Dataset excerpt:
____________

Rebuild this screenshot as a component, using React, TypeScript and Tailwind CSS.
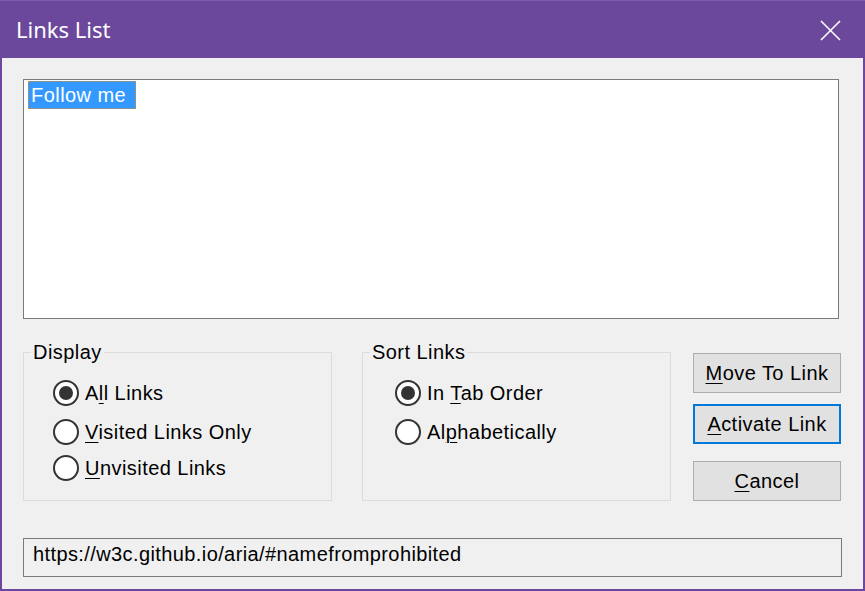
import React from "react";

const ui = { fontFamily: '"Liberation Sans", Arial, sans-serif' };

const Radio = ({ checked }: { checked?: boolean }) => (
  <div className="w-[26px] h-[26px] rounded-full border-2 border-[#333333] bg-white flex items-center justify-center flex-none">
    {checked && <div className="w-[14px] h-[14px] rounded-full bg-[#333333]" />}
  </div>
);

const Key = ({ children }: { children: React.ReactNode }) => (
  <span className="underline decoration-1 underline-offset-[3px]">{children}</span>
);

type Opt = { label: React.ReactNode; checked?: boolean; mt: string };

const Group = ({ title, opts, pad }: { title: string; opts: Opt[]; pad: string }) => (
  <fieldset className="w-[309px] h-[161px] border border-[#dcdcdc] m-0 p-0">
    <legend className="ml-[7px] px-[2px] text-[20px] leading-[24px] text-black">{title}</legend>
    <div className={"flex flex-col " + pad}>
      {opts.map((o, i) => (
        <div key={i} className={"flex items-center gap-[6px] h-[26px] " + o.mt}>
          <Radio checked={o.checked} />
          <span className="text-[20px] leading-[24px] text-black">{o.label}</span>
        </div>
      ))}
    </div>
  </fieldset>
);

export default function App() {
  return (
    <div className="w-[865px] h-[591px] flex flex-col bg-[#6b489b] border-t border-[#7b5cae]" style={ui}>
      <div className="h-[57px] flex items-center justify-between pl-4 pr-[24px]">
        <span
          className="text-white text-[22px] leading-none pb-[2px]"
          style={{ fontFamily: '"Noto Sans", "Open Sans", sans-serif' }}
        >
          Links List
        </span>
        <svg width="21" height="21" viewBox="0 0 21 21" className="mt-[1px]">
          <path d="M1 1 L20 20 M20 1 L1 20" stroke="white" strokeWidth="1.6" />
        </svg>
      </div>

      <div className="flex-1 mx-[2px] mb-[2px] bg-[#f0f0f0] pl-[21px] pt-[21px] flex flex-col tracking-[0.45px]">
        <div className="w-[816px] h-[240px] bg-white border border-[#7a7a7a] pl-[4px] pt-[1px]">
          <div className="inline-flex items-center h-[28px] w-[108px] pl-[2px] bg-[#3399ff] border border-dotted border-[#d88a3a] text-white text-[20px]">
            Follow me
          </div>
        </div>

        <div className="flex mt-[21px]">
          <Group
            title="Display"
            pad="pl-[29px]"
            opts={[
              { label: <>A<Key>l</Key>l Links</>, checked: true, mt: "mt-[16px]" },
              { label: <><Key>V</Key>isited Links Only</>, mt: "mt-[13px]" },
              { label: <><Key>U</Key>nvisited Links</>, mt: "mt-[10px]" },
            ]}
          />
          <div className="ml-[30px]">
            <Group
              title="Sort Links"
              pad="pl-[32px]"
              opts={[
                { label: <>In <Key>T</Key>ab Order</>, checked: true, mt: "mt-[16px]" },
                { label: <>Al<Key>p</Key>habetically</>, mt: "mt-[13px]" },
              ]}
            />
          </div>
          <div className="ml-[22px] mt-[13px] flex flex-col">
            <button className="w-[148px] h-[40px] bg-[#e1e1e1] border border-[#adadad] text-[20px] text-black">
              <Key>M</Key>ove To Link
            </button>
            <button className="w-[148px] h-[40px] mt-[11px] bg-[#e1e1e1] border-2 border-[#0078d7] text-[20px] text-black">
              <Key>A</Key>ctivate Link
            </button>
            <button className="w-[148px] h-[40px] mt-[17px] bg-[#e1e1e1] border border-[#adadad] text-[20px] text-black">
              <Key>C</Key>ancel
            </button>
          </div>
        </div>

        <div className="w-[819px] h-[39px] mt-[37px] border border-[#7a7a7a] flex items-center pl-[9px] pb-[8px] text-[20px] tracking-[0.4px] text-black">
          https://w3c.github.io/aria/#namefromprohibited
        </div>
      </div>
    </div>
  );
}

____________

Given request: Copy the data exactly. Any picture it contains is to be omitted.

Answer for this exercise:
Rebuild this screenshot as a component, using React, TypeScript and Tailwind CSS.
import React from "react";

const ui = { fontFamily: '"Liberation Sans", Arial, sans-serif' };

const Radio = ({ checked }: { checked?: boolean }) => (
  <div className="w-[26px] h-[26px] rounded-full border-2 border-[#333333] bg-white flex items-center justify-center flex-none">
    {checked && <div className="w-[14px] h-[14px] rounded-full bg-[#333333]" />}
  </div>
);

const Key = ({ children }: { children: React.ReactNode }) => (
  <span className="underline decoration-1 underline-offset-[3px]">{children}</span>
);

type Opt = { label: React.ReactNode; checked?: boolean; mt: string };

const Group = ({ title, opts, pad }: { title: string; opts: Opt[]; pad: string }) => (
  <fieldset className="w-[309px] h-[161px] border border-[#dcdcdc] m-0 p-0">
    <legend className="ml-[7px] px-[2px] text-[20px] leading-[24px] text-black">{title}</legend>
    <div className={"flex flex-col " + pad}>
      {opts.map((o, i) => (
        <div key={i} className={"flex items-center gap-[6px] h-[26px] " + o.mt}>
          <Radio checked={o.checked} />
          <span className="text-[20px] leading-[24px] text-black">{o.label}</span>
        </div>
      ))}
    </div>
  </fieldset>
);

export default function App() {
  return (
    <div className="w-[865px] h-[591px] flex flex-col bg-[#6b489b] border-t border-[#7b5cae]" style={ui}>
      <div className="h-[57px] flex items-center justify-between pl-4 pr-[24px]">
        <span
          className="text-white text-[22px] leading-none pb-[2px]"
          style={{ fontFamily: '"Noto Sans", "Open Sans", sans-serif' }}
        >
          Links List
        </span>
        <svg width="21" height="21" viewBox="0 0 21 21" className="mt-[1px]">
          <path d="M1 1 L20 20 M20 1 L1 20" stroke="white" strokeWidth="1.6" />
        </svg>
      </div>

      <div className="flex-1 mx-[2px] mb-[2px] bg-[#f0f0f0] pl-[21px] pt-[21px] flex flex-col tracking-[0.45px]">
        <div className="w-[816px] h-[240px] bg-white border border-[#7a7a7a] pl-[4px] pt-[1px]">
          <div className="inline-flex items-center h-[28px] w-[108px] pl-[2px] bg-[#3399ff] border border-dotted border-[#d88a3a] text-white text-[20px]">
            Follow me
          </div>
        </div>

        <div className="flex mt-[21px]">
          <Group
            title="Display"
            pad="pl-[29px]"
            opts={[
              { label: <>A<Key>l</Key>l Links</>, checked: true, mt: "mt-[16px]" },
              { label: <><Key>V</Key>isited Links Only</>, mt: "mt-[13px]" },
              { label: <><Key>U</Key>nvisited Links</>, mt: "mt-[10px]" },
            ]}
          />
          <div className="ml-[30px]">
            <Group
              title="Sort Links"
              pad="pl-[32px]"
              opts={[
                { label: <>In <Key>T</Key>ab Order</>, checked: true, mt: "mt-[16px]" },
                { label: <>Al<Key>p</Key>habetically</>, mt: "mt-[13px]" },
              ]}
            />
          </div>
          <div className="ml-[22px] mt-[13px] flex flex-col">
            <button className="w-[148px] h-[40px] bg-[#e1e1e1] border border-[#adadad] text-[20px] text-black">
              <Key>M</Key>ove To Link
            </button>
            <button className="w-[148px] h-[40px] mt-[11px] bg-[#e1e1e1] border-2 border-[#0078d7] text-[20px] text-black">
              <Key>A</Key>ctivate Link
            </button>
            <button className="w-[148px] h-[40px] mt-[17px] bg-[#e1e1e1] border border-[#adadad] text-[20px] text-black">
              <Key>C</Key>ancel
            </button>
          </div>
        </div>

        <div className="w-[819px] h-[39px] mt-[37px] border border-[#7a7a7a] flex items-center pl-[9px] pb-[8px] text-[20px] tracking-[0.4px] text-black">
          https://w3c.github.io/aria/#namefromprohibited
        </div>
      </div>
    </div>
  );
}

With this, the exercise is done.